The past few months have been very difficult. Mom came home from the hospital on December 13th on hospice care. She’s stable, now, but the stress (on her, Morgan and me) of having round-the-clock care has taken its toll on all of us. We have an aide that is at the house during the day so I can still go to work. Beyond that, we’re pretty much on our own. I went from having something on the calendar at least 4 out of 7 nights a week (church on Sunday morning, Breakout Sunday evening, volunteer at bingo on Saturday, nursery on Wednesday, meetings …) to nothing. Talk about putting the brakes on … I went from over-scheduled to lost and lonely in the time it took me to send out an e-mail saying I’d be out of commission for a while.

A few folks asked what they could do to help, and I don’t know that I had an answer. Every day is taken minute by minute, hour by hour. The only concrete things I knew I needed were time to put gas in my car and food in the pantry. I really didn’t know what I needed (other than those handsome men with the nice white jackets to come and take me away)!

So – I muddle through, making it all work somehow. I just did what I needed to do and moved on. Then there comes a point where it just gets harder. There’s no more really to do than there was a week ago, but it’s just harder. Everyone is a little crankier, a little more defensive and a little more alone. Imagine ‘cabin fever’ on steroids!

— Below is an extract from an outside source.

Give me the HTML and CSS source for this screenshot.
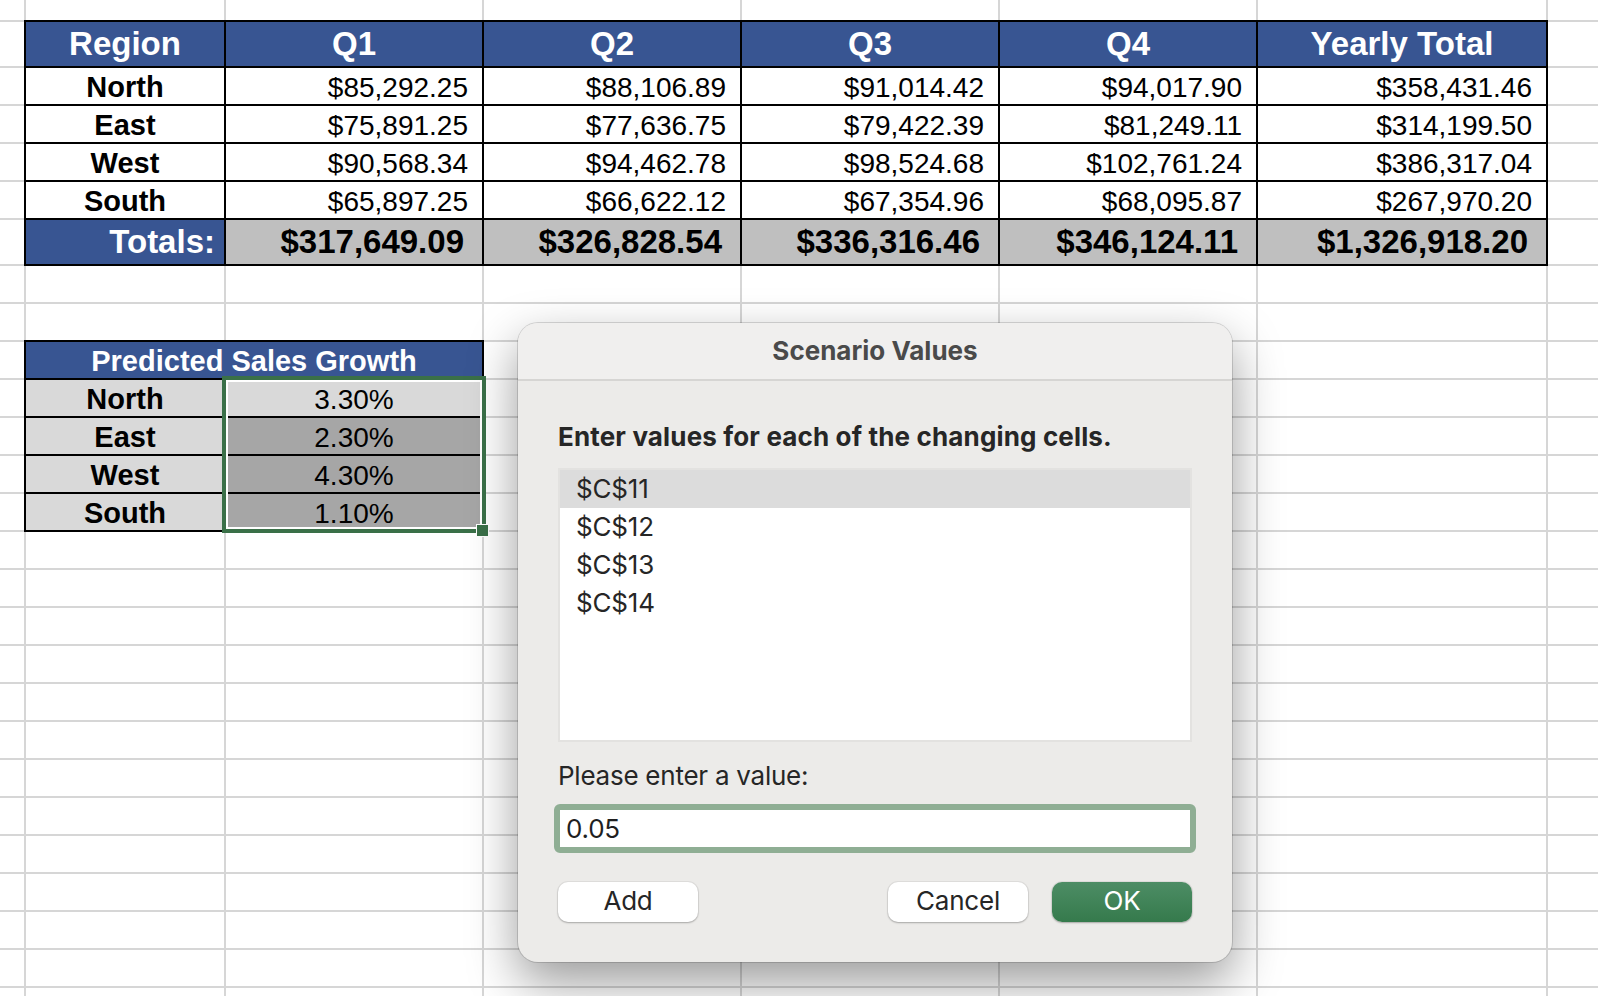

One night I sat in my room wondering where I was going to get the money to get what I needed, the time to do it – even if I had the money, and if there was any one person that would notice if I just fell off the face of the earth. I know full well that the loneliness I have would be only a drop in the bucket to what Morgan would feel if I weren’t here – and I would suffer through hell and back to spare her a minute of it. But, Jesus … if you’re gonna come back – now would be a REALLY good time … and I told Him that! I told him that I just couldn’t take it anymore – and God, you need to fix it!

And so, He did.

The next day – off to work I go. I got a phone call from my tax lady – and because she could consider my construction nightmare ‘theft’, I was able to get a bit more back on my taxes than I had expected. To be more exact, I was able to get pretty much to the penny what I was needing to keep my head above water. And God says “money … check”

Then, speaking of water, there was a water main break in our building. For all of you who work in the James Monroe Building … you are welcome! The building closed at 10 am!! And God says “Time … check”

I got home just before Morgan got home from school and the doorbell rang. Now, I’m never home that time of day – who could that be? I opened the door and heard ‘Hey, how’s your mom … we hadn’t seen you for a while on Saturday nights and thought I’d stop by to check on you and make sure you were ok’.

A couple days later, I got the icing on the cake … the last thing I prayed for – and the one thing I needed more than anything … just three little words – “I’ve missed you!” You know who you are … you told me I could write just for you – and so I am. Thank you for noticing that I was missing!

Everyone is going through ‘something’. I’m not the only one. I never knew what I could do for my friends … the one whose dad just died …or husband got laid off … or lost their house… or battling illnesses in the family …or

Now I know. I know what I need. I know what to say…

“I’ve missed you” and “I would notice if you fell off the face of the earth”.